"Our mission is to plant ourselves at the gates of Hope — not the prudent gates of Optimism, which are somewhat narrower; nor the stalwart, boring gates of Common Sense; nor the strident gates of Self-Righteousness, which creak on shrill and angry hinges (people cannot hear us there; they cannot pass through); nor the cheerful, flimsy garden gate of “Everything is gonna be all right.” But a different, sometimes lonely place, the place of truth-telling, about your own soul first of all and its condition, the place of resistance and defiance, the piece of ground from which you see the world both as it is and as it could be, as it will be; the place from which you glimpse not only struggle, but joy in the struggle. And we stand there, beckoning and calling, telling people what we are seeing, asking people what they see."~From an essay by The Reverend Victoria Safford in The Impossible Will Take a Little While: Perseverance and Hope in Troubled TimesHope. It's a word with promise. A word that inspires. But hope it also a word that can keep us stuck in a place that's all wrong for us. A place in which we've abandoned ourselves for someone or something else. A place that isn't even close to where we want to be, to where we should be. But no matter. We hope that things will change. We hope that he'll recognize what he stands to lose. We hope that somehow we'll wake up from this nightmare and everything will be as it was. As it should be.
Hope. It can build movements, it can liberate the oppressed, it can assure our survival in the worst conditions. But it can also keep us stuck.
The "Hope" that Reverend Stafford refers to is the hope of rolled-up sleeves and gritty determination. Her Hope isn't made of fantasy and innocence. As she writes, "It's a difficult, sometimes lonely place, the place of truth-telling, about your soul first of all..."
Does that sound like the place you're in? Cause it sure as hell sounds like the place I was in. And sometimes find myself again.
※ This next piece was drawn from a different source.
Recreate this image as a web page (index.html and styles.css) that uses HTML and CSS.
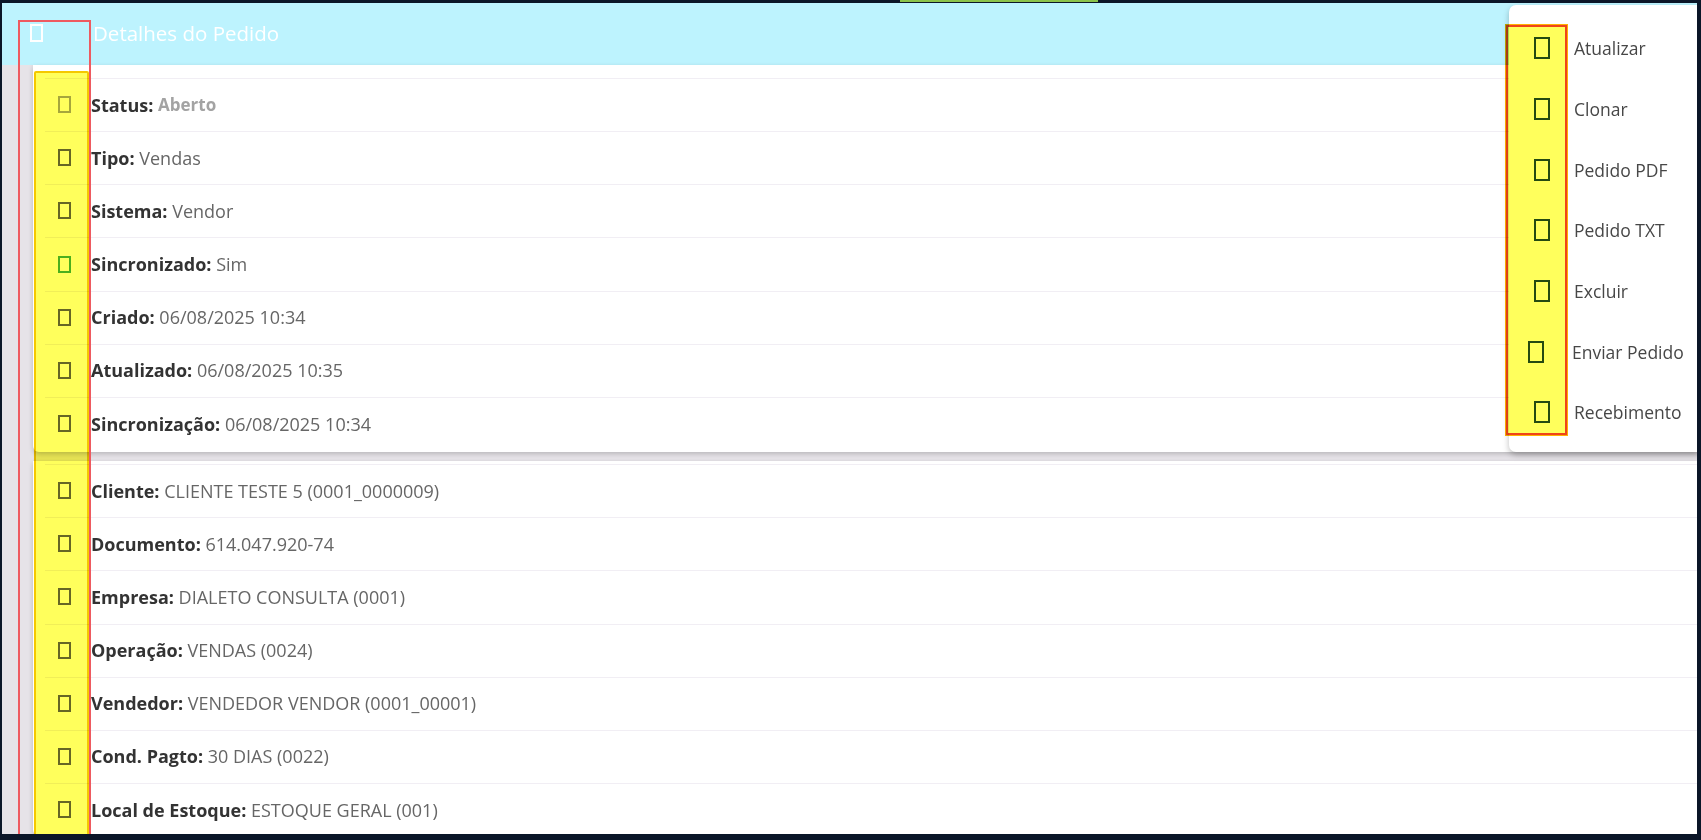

Read her lines again carefully. Hope, she says, is truth-telling. It's not wishful thinking. It's about asking yourself, honestly, where you want to be. It's about asking yourself, honestly, what about my husband makes me believe he deserves the second chance he's asking for. What in his past makes me think he could be a better man in his future. Is he a good guy who made a mammoth mistake? Or is he showing me who he is?
Hope, she says, is a place of "resistance and defiance." It's about resisting our cultural prescription to throw him out and start over with someone else, unless that decision comes from conviction that it's the right path for you. It's about resisting our cultural narrative that men cheat because their wives get old, or they nag, or they don't put out enough. It's about defying that deep-down fear that he cheated because we're not [insert-adjective-here] enough. Not pretty enough. Not nice enough. Not smart enough. Not skinny enough. Not sexy enough. This is truth-telling, remember? We're absolutely enough. It's his moral compass that's defective, not us.
And, as Stafford writes, hope is about seeing the world as it is, how it could be, how it will be. It's about allowing ourselves to open to possibility. To understand that growth happens even in the tiniest cracks in pavement.
Finally, and I know this is a HUGE stretch for those of you who are new to this site and to the devastation of betrayal, it's about glimpsing the joy in the struggle. Joy? Am I crazy? Yeah, a little bit. But yes, joy.
There's joy in overcoming. There's incredible joy for me in all of you who come here to lay down your pain, for just a minute or two or twenty, who trust me and my incredible guest bloggers (Steam! Laura S! The volunteers at the Infidelity Counselling Network!) with your stories. There's joy in seeing that my husband has kept his promises – to me and to our kids, but more importantly to himself.
There's joy in having survived.
And now I stand here, able to see what I can see. To see that it's possible to survive this and feel joy again. To see that it's possible to use the experience of being cracked open with pain to begin to plant seeds of healing from not only this but long-ago wounds. To see that it's possible for marriages to become stronger and more resilient. To see that it's also possible for marriages to crumble but for the betrayed wife to nonetheless become stronger. To not crumble along with it.
It's a helluva view. I hope you'll join me here soon.